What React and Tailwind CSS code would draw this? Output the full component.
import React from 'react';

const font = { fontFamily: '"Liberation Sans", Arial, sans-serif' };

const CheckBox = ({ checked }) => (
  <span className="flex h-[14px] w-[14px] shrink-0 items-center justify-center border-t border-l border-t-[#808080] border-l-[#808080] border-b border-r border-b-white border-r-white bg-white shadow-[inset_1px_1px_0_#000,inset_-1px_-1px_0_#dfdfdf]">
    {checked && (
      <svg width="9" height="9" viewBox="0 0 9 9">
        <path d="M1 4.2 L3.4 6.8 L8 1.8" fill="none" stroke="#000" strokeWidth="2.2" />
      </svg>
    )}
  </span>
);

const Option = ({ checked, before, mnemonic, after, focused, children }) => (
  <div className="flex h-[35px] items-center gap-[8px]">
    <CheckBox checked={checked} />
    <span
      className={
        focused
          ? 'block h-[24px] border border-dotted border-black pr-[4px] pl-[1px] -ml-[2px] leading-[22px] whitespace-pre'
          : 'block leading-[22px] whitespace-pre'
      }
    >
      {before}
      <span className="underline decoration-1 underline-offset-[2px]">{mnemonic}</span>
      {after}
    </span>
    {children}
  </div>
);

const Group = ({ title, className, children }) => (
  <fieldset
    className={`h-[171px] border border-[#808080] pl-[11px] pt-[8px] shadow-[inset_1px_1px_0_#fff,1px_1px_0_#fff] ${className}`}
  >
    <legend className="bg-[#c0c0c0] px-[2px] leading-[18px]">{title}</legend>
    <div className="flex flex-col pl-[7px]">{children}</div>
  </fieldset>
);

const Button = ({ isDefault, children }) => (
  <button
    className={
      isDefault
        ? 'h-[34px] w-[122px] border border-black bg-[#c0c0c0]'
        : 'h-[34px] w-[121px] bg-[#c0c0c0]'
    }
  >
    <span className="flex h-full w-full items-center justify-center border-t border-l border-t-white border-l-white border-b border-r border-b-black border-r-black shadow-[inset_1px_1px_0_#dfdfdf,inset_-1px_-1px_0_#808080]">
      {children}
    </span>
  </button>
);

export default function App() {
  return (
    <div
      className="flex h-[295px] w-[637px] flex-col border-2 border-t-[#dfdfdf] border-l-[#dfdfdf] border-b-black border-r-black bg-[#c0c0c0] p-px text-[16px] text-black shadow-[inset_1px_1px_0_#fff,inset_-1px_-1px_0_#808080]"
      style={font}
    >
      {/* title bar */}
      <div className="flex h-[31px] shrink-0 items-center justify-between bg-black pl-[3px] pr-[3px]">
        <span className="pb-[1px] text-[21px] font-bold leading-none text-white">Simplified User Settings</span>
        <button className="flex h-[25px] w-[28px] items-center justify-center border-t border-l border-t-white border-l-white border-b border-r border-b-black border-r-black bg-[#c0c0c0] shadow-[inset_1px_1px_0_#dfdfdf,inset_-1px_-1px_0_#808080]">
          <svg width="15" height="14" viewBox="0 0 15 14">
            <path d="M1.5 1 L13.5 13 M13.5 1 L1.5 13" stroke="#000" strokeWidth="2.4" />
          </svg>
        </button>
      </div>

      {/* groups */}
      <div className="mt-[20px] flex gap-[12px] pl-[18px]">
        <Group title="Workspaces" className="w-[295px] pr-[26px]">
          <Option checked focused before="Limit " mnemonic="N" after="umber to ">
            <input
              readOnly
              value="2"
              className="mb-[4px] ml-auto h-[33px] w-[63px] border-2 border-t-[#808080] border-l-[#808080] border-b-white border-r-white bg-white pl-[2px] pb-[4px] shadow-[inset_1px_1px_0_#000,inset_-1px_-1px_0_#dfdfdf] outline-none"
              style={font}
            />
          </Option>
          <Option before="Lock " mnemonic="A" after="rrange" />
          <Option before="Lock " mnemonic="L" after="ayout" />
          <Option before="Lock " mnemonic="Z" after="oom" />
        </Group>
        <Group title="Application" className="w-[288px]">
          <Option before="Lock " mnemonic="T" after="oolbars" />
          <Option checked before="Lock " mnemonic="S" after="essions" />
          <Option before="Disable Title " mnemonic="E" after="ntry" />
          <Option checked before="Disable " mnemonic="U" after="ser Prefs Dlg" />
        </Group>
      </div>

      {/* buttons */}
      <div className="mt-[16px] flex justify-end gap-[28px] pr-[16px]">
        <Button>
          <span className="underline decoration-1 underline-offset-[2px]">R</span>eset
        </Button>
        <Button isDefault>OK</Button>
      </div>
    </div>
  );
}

* * *

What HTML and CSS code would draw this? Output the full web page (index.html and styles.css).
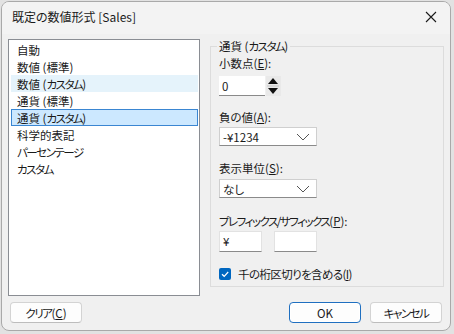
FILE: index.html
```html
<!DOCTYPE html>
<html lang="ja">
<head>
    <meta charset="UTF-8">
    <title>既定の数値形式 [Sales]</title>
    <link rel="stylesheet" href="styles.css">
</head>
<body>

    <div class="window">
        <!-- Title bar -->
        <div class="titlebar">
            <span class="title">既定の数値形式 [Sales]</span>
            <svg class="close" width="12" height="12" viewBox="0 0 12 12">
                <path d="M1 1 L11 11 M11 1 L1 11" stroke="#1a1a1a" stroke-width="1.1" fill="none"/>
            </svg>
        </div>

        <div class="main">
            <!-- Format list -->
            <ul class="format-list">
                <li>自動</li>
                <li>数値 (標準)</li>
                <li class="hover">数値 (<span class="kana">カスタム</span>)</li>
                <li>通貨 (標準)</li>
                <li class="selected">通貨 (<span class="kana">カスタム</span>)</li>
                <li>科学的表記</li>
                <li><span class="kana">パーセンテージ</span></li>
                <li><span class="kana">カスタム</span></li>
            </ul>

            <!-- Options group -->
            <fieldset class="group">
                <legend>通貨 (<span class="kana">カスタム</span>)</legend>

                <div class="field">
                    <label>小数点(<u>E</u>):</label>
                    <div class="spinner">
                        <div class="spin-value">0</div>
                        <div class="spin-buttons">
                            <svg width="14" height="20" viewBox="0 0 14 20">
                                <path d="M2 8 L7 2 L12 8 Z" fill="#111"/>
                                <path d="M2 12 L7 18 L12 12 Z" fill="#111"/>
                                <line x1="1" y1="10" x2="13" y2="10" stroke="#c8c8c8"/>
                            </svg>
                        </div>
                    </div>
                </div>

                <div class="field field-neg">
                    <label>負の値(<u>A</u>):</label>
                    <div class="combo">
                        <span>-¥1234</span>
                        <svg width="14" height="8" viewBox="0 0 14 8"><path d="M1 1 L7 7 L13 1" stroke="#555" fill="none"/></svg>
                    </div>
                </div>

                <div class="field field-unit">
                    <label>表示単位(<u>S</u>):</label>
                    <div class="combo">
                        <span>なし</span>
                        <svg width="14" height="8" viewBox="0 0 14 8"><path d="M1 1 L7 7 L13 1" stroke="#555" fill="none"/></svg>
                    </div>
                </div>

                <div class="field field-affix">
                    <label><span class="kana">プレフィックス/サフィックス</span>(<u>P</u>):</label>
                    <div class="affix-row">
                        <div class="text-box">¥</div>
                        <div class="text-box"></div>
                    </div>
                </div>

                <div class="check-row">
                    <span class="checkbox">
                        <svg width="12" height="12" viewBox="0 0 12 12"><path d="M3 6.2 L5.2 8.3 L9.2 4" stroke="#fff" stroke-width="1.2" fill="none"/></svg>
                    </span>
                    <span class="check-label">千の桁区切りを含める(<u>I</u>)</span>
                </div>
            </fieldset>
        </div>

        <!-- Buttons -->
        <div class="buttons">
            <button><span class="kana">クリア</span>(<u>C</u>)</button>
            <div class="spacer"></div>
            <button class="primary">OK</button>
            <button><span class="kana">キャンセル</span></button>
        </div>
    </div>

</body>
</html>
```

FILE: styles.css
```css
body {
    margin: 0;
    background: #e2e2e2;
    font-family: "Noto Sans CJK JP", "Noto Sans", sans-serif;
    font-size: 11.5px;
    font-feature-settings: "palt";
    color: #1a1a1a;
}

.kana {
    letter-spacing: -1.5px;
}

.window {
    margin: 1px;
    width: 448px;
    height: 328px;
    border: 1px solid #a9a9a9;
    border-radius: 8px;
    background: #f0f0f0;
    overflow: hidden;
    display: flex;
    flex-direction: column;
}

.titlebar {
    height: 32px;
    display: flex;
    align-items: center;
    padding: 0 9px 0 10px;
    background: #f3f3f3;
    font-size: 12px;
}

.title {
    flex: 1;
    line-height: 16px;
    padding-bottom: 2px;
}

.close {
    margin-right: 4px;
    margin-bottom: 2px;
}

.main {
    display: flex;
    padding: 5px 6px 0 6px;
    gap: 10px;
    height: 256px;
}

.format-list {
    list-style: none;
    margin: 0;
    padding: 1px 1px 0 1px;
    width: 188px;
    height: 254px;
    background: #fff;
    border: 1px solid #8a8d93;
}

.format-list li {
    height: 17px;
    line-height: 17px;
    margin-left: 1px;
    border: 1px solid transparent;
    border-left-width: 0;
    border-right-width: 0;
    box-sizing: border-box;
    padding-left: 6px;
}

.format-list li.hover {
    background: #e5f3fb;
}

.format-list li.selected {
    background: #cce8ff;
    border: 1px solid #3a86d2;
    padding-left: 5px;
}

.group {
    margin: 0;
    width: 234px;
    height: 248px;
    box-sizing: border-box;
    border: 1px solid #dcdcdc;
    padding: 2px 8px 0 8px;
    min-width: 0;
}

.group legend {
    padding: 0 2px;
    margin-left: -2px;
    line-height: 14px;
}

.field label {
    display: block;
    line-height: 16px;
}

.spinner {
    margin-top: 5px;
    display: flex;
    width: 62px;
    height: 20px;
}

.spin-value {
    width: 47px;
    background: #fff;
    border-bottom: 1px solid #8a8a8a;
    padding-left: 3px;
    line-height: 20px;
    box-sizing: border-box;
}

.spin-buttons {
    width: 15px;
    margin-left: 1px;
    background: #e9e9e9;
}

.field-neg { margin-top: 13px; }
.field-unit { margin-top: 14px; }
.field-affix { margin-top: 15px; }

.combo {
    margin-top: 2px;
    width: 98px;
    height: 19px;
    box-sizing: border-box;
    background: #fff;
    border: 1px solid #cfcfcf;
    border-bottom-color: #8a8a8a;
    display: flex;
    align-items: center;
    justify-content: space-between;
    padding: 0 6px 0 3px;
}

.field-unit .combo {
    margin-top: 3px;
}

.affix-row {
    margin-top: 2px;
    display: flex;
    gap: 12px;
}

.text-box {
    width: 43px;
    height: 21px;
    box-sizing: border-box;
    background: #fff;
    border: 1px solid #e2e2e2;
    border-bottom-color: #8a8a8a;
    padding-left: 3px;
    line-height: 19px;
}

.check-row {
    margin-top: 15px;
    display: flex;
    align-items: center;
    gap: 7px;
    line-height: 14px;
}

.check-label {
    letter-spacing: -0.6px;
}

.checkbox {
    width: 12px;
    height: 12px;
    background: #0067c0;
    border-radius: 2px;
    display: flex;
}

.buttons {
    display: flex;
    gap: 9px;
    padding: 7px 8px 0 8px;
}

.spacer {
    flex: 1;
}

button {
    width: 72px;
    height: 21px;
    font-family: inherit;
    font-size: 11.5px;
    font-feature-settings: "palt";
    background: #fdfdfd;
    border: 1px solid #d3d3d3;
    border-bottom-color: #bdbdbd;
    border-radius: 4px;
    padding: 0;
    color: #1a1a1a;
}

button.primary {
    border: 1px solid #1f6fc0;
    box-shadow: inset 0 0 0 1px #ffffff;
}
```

...

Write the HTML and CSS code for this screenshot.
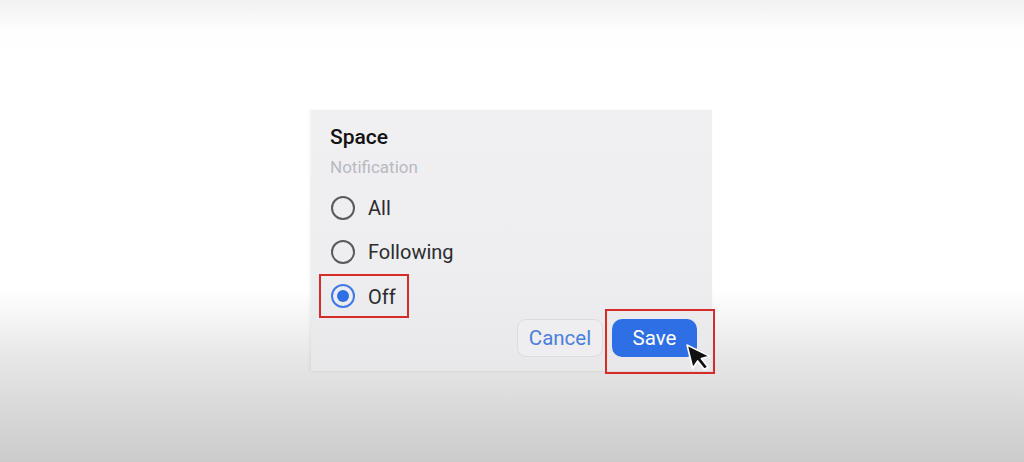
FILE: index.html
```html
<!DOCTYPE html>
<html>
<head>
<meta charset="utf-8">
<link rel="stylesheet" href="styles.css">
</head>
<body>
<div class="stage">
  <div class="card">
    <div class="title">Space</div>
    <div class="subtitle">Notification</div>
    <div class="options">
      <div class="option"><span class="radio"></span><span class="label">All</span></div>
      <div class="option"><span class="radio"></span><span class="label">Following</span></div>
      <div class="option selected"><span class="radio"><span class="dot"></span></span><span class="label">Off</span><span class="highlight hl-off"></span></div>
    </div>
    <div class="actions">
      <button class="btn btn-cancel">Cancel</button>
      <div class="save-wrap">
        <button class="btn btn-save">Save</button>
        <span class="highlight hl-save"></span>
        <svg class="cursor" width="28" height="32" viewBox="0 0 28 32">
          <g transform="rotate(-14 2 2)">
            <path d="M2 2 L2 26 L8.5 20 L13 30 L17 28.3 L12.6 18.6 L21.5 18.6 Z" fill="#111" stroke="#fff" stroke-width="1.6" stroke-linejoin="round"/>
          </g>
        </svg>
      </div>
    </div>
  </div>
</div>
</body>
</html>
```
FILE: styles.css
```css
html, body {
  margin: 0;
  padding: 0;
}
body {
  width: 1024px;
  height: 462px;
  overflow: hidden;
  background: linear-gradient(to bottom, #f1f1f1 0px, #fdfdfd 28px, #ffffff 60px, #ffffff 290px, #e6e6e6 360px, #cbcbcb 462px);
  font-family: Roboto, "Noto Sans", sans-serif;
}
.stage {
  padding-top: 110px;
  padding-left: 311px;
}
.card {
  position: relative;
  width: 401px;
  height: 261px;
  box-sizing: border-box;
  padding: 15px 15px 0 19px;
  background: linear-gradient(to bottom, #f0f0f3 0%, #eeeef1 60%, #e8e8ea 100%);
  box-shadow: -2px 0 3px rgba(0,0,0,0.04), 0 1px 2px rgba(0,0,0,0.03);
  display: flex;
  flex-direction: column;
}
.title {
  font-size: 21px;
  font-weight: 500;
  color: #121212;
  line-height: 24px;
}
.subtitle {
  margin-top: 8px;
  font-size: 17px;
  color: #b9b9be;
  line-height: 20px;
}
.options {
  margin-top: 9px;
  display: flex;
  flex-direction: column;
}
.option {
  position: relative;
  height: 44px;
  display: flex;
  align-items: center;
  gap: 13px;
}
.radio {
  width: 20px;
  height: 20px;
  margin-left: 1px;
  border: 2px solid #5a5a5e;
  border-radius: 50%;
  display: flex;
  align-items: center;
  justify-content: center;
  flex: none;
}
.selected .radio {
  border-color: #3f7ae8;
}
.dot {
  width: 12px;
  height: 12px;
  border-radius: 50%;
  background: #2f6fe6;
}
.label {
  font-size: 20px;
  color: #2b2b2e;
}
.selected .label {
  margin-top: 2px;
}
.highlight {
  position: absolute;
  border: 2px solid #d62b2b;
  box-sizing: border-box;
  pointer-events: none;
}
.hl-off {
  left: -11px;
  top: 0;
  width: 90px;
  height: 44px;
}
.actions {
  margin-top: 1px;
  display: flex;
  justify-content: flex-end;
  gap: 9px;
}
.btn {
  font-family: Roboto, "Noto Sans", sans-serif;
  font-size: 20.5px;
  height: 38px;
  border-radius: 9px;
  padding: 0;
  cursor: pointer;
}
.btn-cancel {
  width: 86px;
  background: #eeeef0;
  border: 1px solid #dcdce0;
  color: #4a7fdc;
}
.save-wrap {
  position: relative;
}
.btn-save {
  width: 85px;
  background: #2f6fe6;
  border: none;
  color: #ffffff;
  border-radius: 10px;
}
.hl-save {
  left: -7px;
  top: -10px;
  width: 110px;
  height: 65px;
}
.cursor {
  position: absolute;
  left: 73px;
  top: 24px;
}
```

Objective =
Scan the lines for the string "this". Pick out every line that has it.

Complete answer =
What React and Tailwind CSS code would draw this? Output the full component.
What HTML and CSS code would draw this? Output the full web page (index.html and styles.css).
Write the HTML and CSS code for this screenshot.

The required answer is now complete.